Однако в «договорной записи» содержались пункты, которые в известной степени нарушали принцип единоначалия объединенной русско-шведской рати и в дальнейшем послужили причиной серьезных осложнений. Шведы сохранили за собой право свободно уходить в случае нарушений условий «наема», и Скопин-Шуйский вынужден был подтвердить обязательство «насильством их в государя нашего земле не задерживать никоторыми делы». Ежемесячный «наем» шведам был установлен в 100 тыс. руб., сумма по тем временам огромная и, учитывая тяжелое финансовое положение царя Василия Шуйского, мало реальная. Так что у шведов всегда оставался повод для прекращения военных действий, тем более что срок пребывания их в России не был точно определен.
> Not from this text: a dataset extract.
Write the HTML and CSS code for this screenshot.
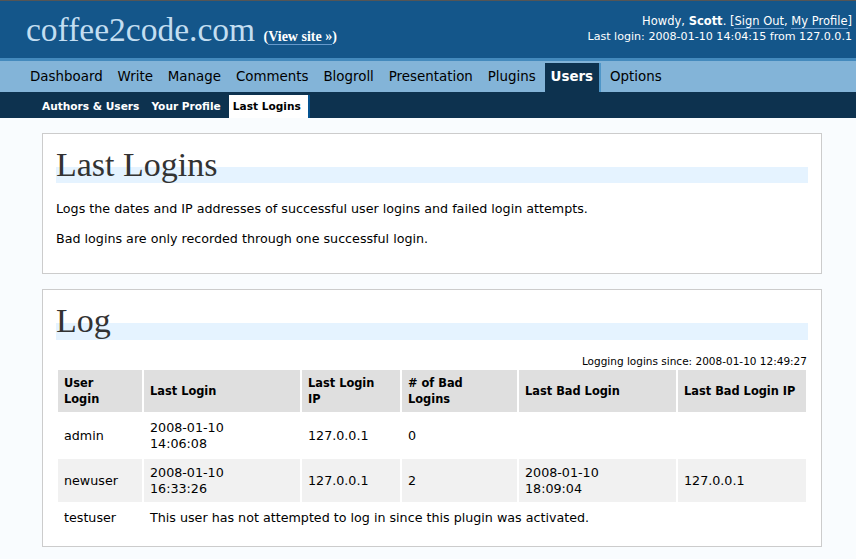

Шведское войско, вступившее в начале марта 1609 г. в пределы России, насчитывало 15 тыс. человек. У Скопина-Шуйского было тогда не более 5 тыс. человек. Но уже в середине лета 1609 г. под Калязином численность шведов и других наемников составляла только 1 тыс. человек (затем 3–4 тыс.), в то время как русское войско увеличилось до 20 тыс.
Сложности с наемниками возникли сразу же после прибытия Делагарди в Новгород. Шведский полководец, ссылаясь на недовольство наемников, требовал выплатить вперед все месячное жалованье. Скопин-Шуйский предлагал только часть – 5 тыс. руб. деньгами и 3 тыс. соболиными шкурками – и настаивал, чтобы наемники немедленно шли от Новгорода к Старой Руссе, освобождая по пути города на московско-новгородском тракте. Тем не менее ему пришлось пойти на некоторые уступки: Иван Головкин отвез в шведский лагерь еще 4 тыс. рублей деньгами и на 2 тыс. руб. тканей, а также продовольствия на несколько недель. Переговоры завершились только к концу апреля. Но шведы простояли в Новгороде до мая: Делагарди медлил, ссылаясь на распутицу и недовольство наемников, которым «недоплатили» жалованье. Он снова пытался отговаривать воеводу от прямого похода на Москву, предлагая сначала освободить пограничные с Ливонией русские города. Только исключительная твердость и настойчивость Скопина-Шуйского вынудили наконец Делагарди к действиям.